Molenda originally entered the Army serving one weekend a month, two weeks a year as an Army Reserve Soldier, but went on to commit to full-time service for the Army Reserves.
He now facilitates daily operations for his Reserve company.
“Getting them organized with their training for the year, getting them to school and being able to deploy them for any mission our higher command may need,” Molenda said.
“I like the people, I like the exposure, I like meeting people from different walks of life and being able to provide for and assist Soldiers with their needs,” Molends explained.

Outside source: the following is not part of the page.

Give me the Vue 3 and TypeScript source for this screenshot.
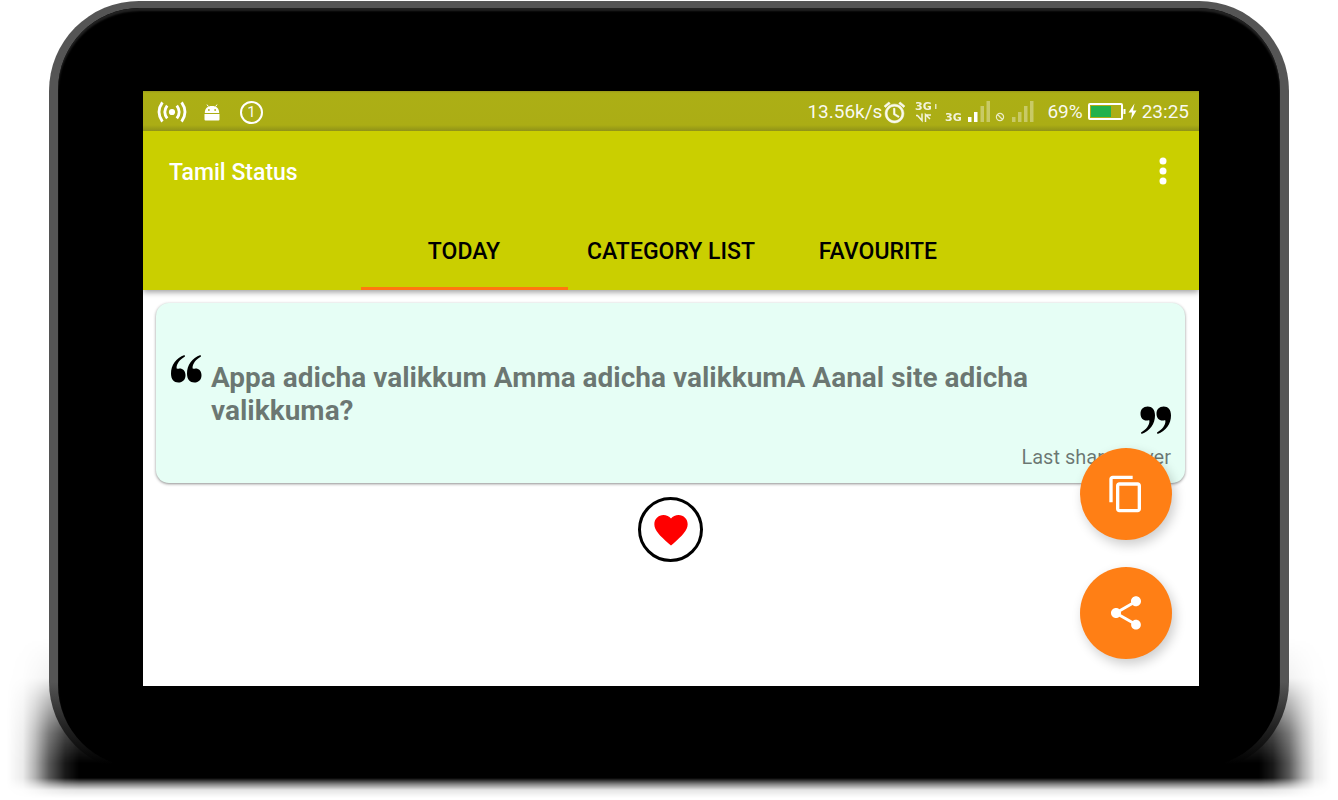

What he most enjoyed about his work: watching Soldiers mature and rise through the ranks, promote out of the unit, or pursue other life transitions is about observing legacy in action and, “leaving a lineage behind to re-establish our regiment.”
Molenda encourages Soldiers, peers, and leadership to “stay vigilant, continue to train, and get the force back out there,” and shared an insight gained from his many years of service and leadership; “rank doesn’t make you right, it makes you responsible.”